Une « disproportion claire » entre bénéfices et dommages collatéraux du brouillage

« Évidemment, il ne s'agit pas d'avoir un discours angélique sur ce qui peut se passer dans les établissements », a tout d’abord soutenu Mathieu Jeandron. Selon lui, le brouillage des téléphones présente cependant bien trop de « problèmes collatéraux » : « Nous développons de plus en plus les usages pédagogiques des outils numériques. Ces usages seraient limités également par le brouillage, sans compter les questions de coût que ça représenterait pour aller équiper plusieurs dizaines de milliers d'écoles, d'établissements publics d'enseignement... » Autre souci, connu également de l’administration pénitentiaire : en cas de proximité avec d’autres bâtiments, ceux-ci peuvent se trouver impactés par le brouillage...

« Sans compter l'inefficacité de la mesure, a poursuivi le Directeur du numérique pour l’éducation. Certes, Periscope ne pourrait pas être utilisé en direct, mais rien n'empêche dans ce cas-là un élève de filmer ce qui se passe en cours et de le poster le soir à la maison avec quasiment la même efficacité. »

Même pour les examens, le jeu n’en vaudrait pas la chandelle d’après Mathieu Jeandron.
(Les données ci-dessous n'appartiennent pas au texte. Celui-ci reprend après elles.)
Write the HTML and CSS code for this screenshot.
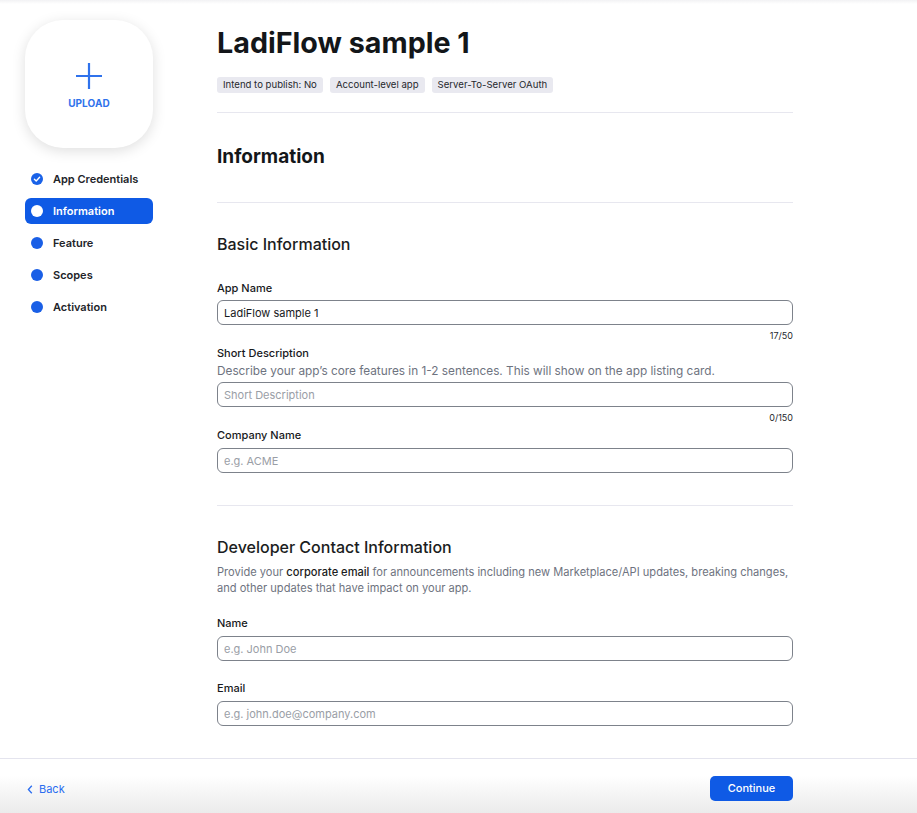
FILE: index.html
```html
<!DOCTYPE html>
<html lang="en">
<head>
<meta charset="utf-8">
<title>LadiFlow sample 1</title>
<link rel="stylesheet" href="styles.css">
</head>
<body>
<div class="page">
  <div class="content">
    <aside class="sidebar">
      <div class="upload">
        <svg class="plus" width="26" height="26" viewBox="0 0 26 26"><path d="M13 0V26M0 13H26" stroke="#2f72ec" stroke-width="2.2" fill="none"/></svg>
        <span class="upload-text">UPLOAD</span>
      </div>
      <ul class="steps">
        <li class="step done">
          <span class="dot check"><svg width="12" height="12" viewBox="0 0 12 12"><circle cx="6" cy="6" r="6" fill="#1a62e8"/><path d="M3.4 6.2 5.2 7.9 8.6 4.3" stroke="#fff" stroke-width="1.4" fill="none" stroke-linecap="round" stroke-linejoin="round"/></svg></span>
          <span class="label">App Credentials</span>
        </li>
        <li class="step active"><span class="dot"></span><span class="label">Information</span></li>
        <li class="step"><span class="dot"></span><span class="label">Feature</span></li>
        <li class="step"><span class="dot"></span><span class="label">Scopes</span></li>
        <li class="step"><span class="dot"></span><span class="label">Activation</span></li>
      </ul>
    </aside>
    <main class="main">
      <h1 class="title">LadiFlow sample 1</h1>
      <div class="chips">
        <span class="chip">Intend to publish: No</span>
        <span class="chip">Account-level app</span>
        <span class="chip">Server-To-Server OAuth</span>
      </div>
      <hr class="divider first">
      <h2 class="section-title">Information</h2>
      <hr class="divider second">
      <h3 class="sub-title">Basic Information</h3>

      <div class="field f-appname">
        <label class="field-label">App Name</label>
        <input class="input" type="text" value="LadiFlow sample 1">
        <div class="counter">17/50</div>
      </div>
      <div class="field f-short">
        <label class="field-label">Short Description</label>
        <p class="help short-help">Describe your app’s core features in 1-2 sentences. This will show on the app listing card.</p>
        <input class="input" type="text" placeholder="Short Description">
        <div class="counter">0/150</div>
      </div>
      <div class="field f-company">
        <label class="field-label">Company Name</label>
        <input class="input" type="text" placeholder="e.g. ACME">
      </div>

      <hr class="divider third">
      <h3 class="sub-title dev">Developer Contact Information</h3>
      <p class="help desc">Provide your <strong>corporate email</strong> for announcements including new Marketplace/API updates, breaking changes, and other updates that have impact on your app.</p>
      <div class="field f-name">
        <label class="field-label">Name</label>
        <input class="input" type="text" placeholder="e.g. John Doe">
      </div>
      <div class="field f-email">
        <label class="field-label">Email</label>
        <input class="input" type="text" placeholder="e.g. john.doe@company.com">
      </div>
    </main>
  </div>
  <footer class="footer">
    <a class="back" href="#"><svg width="6" height="9" viewBox="0 0 6 9"><path d="M4.8 0.8 1.4 4.5 4.8 8.2" stroke="#2a6df0" stroke-width="1.3" fill="none"/></svg><span>Back</span></a>
    <button class="continue" type="button">Continue</button>
  </footer>
</div>
</body>
</html>
```

FILE: styles.css
```css
* { box-sizing: border-box; }
html, body { margin: 0; padding: 0; }
body {
  font-family: Inter, "Noto Sans", sans-serif;
  color: #131619;
  background: linear-gradient(#f2f2f4, #ffffff 4px);
}
.page {
  height: 813px;
  display: flex;
  flex-direction: column;
}
.content {
  flex: 1;
  display: flex;
  overflow: hidden;
  min-height: 0;
}
.sidebar {
  width: 153px;
  padding: 20px 0 0 25px;
  flex-shrink: 0;
}
.upload {
  width: 128px;
  height: 128px;
  border-radius: 38px;
  background: #fff;
  box-shadow: 0 3px 14px rgba(0, 0, 0, 0.13);
  display: flex;
  flex-direction: column;
  align-items: center;
  padding-top: 43px;
}
.upload-text {
  margin-top: 8px;
  font-size: 10px;
  font-weight: 700;
  color: #2f72ec;
  letter-spacing: 0.1px;
}
.steps {
  list-style: none;
  margin: 18px 0 0;
  padding: 0;
  display: flex;
  flex-direction: column;
  gap: 6px;
}
.step {
  height: 26px;
  display: flex;
  align-items: center;
  gap: 10px;
  padding-left: 6px;
  border-radius: 6px;
  font-size: 11px;
  font-weight: 600;
  color: #222429;
}
.dot {
  width: 12px;
  height: 12px;
  border-radius: 50%;
  background: #1a5fe6;
  flex-shrink: 0;
  display: flex;
}
.dot.check { background: none; }
.step.active {
  background: #0f5ae5;
  color: #fff;
}
.step.active .dot { background: #fff; }

.main {
  width: 576px;
  margin-left: 64px;
  padding-top: 26px;
}
.title {
  margin: 0;
  font-size: 28.7px;
  line-height: 34px;
  font-weight: 700;
  letter-spacing: 0;
  color: #131619;
}
.chips {
  display: flex;
  gap: 7px;
  margin-top: 17px;
}
.chip {
  height: 16px;
  line-height: 16px;
  padding: 0 6px;
  background: #e9e9f0;
  border-radius: 3px;
  font-size: 9.6px;
  color: #26282d;
}
.divider {
  border: 0;
  border-top: 1px solid #e7e7ef;
  margin: 0;
}
.divider.first { margin-top: 19px; }
.divider.second { margin-top: 33px; }
.divider.third { margin-top: 32px; }
.section-title {
  margin: 32px 0 0;
  font-size: 19px;
  line-height: 24px;
  font-weight: 700;
}
.sub-title {
  margin: 31px 0 0;
  font-size: 16px;
  line-height: 20px;
  font-weight: 500;
  color: #1b1d21;
}
.field { display: flex; flex-direction: column; }
.field-label {
  font-size: 11px;
  line-height: 14px;
  font-weight: 500;
  color: #17191c;
}
.help {
  margin: 4px 0 0;
  font-size: 11px;
  line-height: 14px;
  color: #6e7380;
}
.short-help { font-size: 11.8px; }
.help strong { font-weight: 500; color: #1b1d21; }
.input {
  margin-top: 5px;
  height: 25px;
  width: 100%;
  border: 1px solid #7d828b;
  border-radius: 6px;
  padding: 0 6px;
  font-family: Inter, "Noto Sans", sans-serif;
  font-size: 11px;
  color: #17191c;
  background: #fff;
  outline: none;
}
.input::placeholder { color: #9a9ea6; }
.counter {
  margin-top: 5px;
  text-align: right;
  font-size: 9px;
  line-height: 12px;
  color: #26282d;
}
.f-appname { margin-top: 27px; }
.f-short { margin-top: 4px; }
.f-short .input { margin-top: 4px; }
.f-company { margin-top: 4px; }
.f-company .input { margin-top: 6px; }
.desc { margin-top: 7px; line-height: 16px; font-size: 11.1px; }
.f-name { margin-top: 20px; }
.f-name .input { margin-top: 6px; }
.f-email { margin-top: 20px; }
.f-email .input { margin-top: 6px; }

.footer {
  height: 55px;
  flex-shrink: 0;
  border-top: 1px solid #e4e4ee;
  background: linear-gradient(#ffffff 30%, #ebebeb);
  display: flex;
  align-items: center;
  justify-content: space-between;
  padding: 0 124px 0 27px;
}
.back {
  display: flex;
  align-items: center;
  gap: 6px;
  color: #2a6df0;
  text-decoration: none;
  font-size: 11px;
  margin-top: 6px;
}
.continue {
  width: 83px;
  height: 25px;
  border: 0;
  border-radius: 5px;
  background: #0f5ae5;
  color: #fff;
  font-family: Inter, "Noto Sans", sans-serif;
  font-size: 11px;
  font-weight: 500;
  margin-top: 4px;
}
```
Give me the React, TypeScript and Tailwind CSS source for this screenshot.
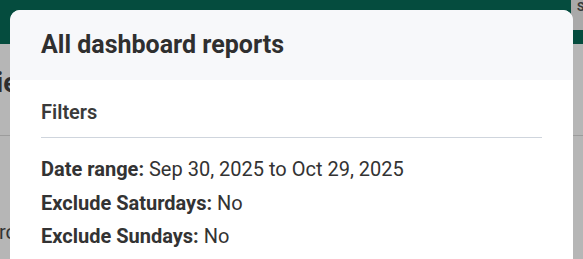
const filters = [
  { label: "Date range:", value: "Sep 30, 2025 to Oct 29, 2025" },
  { label: "Exclude Saturdays:", value: "No" },
  { label: "Exclude Sundays:", value: "No" },
];

export default function App() {
  return (
    <div className="relative w-[583px] h-[259px] overflow-hidden bg-[#b6b6b6] font-['Roboto',sans-serif]">
      {/* page behind the backdrop */}
      <div className="flex flex-col">
        <div className="h-[44px] bg-[#054c3e] flex justify-end">
          <div className="w-[12px] h-[30px] bg-[#a9a9a9] text-[12px] font-bold text-[#3a3a3a] leading-[14px] pl-[6px] overflow-hidden">
            S
          </div>
        </div>
        <div className="h-[92px] border-b border-[#9c9c9c] pt-[23px]">
          <div className="text-[27px] font-bold text-[#2e2e2e] leading-[32px] ml-[-4px]">ie</div>
        </div>
        <div className="pt-[84px] text-[20px] text-[#333] ml-[-1px] leading-[24px]">rc</div>
      </div>

      {/* modal */}
      <div className="absolute left-[10px] top-[10px] w-[563px] h-[270px] bg-white rounded-t-[10px] overflow-hidden">
        <div className="h-[70px] bg-[#f7f8fa] flex items-center px-[31px]">
          <h2 className="text-[25px] font-bold text-[#2f2f2f] leading-[30px]">All dashboard reports</h2>
        </div>
        <div className="px-[31px] pt-[20px]">
          <div className="text-[20px] font-semibold text-[#3a3a3a] pb-[13px] border-b border-[#cfd5dd] leading-[24px]">
            Filters
          </div>
          <div className="flex flex-col gap-[9.5px] pt-[19px]">
            {filters.map((f) => (
              <div key={f.label} className="text-[20px] leading-[24px] text-[#333]">
                <span className="font-bold">{f.label}</span> {f.value}
              </div>
            ))}
          </div>
        </div>
      </div>
    </div>
  );
}
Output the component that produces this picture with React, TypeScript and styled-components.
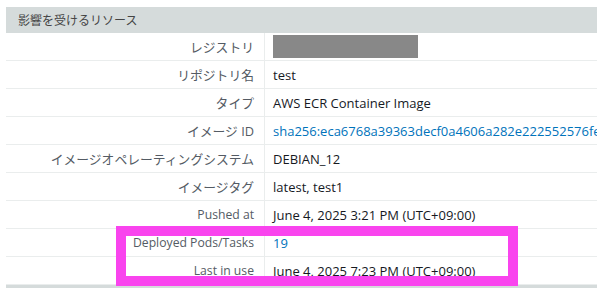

L’intéressé a pointé une nouvelle fois le coût d’un tel dispositif, ainsi que sa complexité de mise en œuvre pour seulement « quelques jours  [d’utilisation] par an ». Les organisateurs et surveillants communiquent par ailleurs par téléphone durant le bac par exemple, ce qui se révèle ici aussi un effet collatéral pour le moins épineux...

Le ministère mise sur la prévention et la dissuasion

« On a donc une disproportion claire entre les bénéfices d'une mesure de brouillage et les effets collatéraux » a conclu Mathieu Jeandron. Avant de souligner : « Derrière, ça ne veut pas dire qu'il ne faut rien faire. Nous travaillons par exemple avec la CNIL sur l'internet responsable, nous avons tout un tas de choses au programme sur l'éducation aux médias et à l'information », etc. Le ministère de l’Éducation nationale mise ainsi sur des actions de prévention et des mesures de dissuasion, notamment celles prévues dans les règlements intérieurs (sanctions disciplinaires).

jeandron
Crédits : Assemblée nationale

Pour les examens, la Rue de Grenelle compte « sur l'efficacité de la surveillance, l'efficacité des mesures de dissuasion – puisqu'un tricheur serait amené à être exclu de tout examen pendant longtemps ». Même si Mathieu Jeandron ne l’a pas évoqué hier, rappelons que des détecteurs de téléphones sont censés circuler aléatoirement dans les centres d’examens (voir notre article). « La deuxième chose c'est que l'évolution, l'arrivée du numérique et les attentes – y compris des employeurs – en matière de compétences font que progressivement, la partie d'évaluation des compétences tout au long de la scolarité se développe et, sans remplacer à ce stade les examens finaux, constitue une partie croissante de l'évaluation pour l'obtention des diplômes et évidemment il est hors de question de supprimer le numérique dans ce genre d'évaluation de compétences. »

Un brouillage qui serait de toute manière illégal ?

Mathieu Jeandron n’a pas évoqué une barrière d’ordre juridique pourtant avancée en novembre 2012 par le ministre de l’Éducation nationale pour justifier le non-recours aux brouilleurs. Au travers d’une réponse écrite à un député, Vincent Peillon expliquait à l’époque que l'article L33-3-1 du Code des postes et des communications électroniques prohibe expressément « l'utilisation de tout dispositif destiné à rendre inopérants des appareils de communications électroniques de tous types, tant pour l'émission que pour la réception ». Il est toutefois précisé que le recours aux brouilleurs reste admis, à titre dérogatoire, « pour les besoins de l'ordre public, de la défense et de la sécurité nationale, ou du service public de la justice ». Or « les établissements scolaires ne sont pas mentionnés dans cette liste limitative », faisait valoir le premier ministre de l’Éducation du quinquennat Hollande.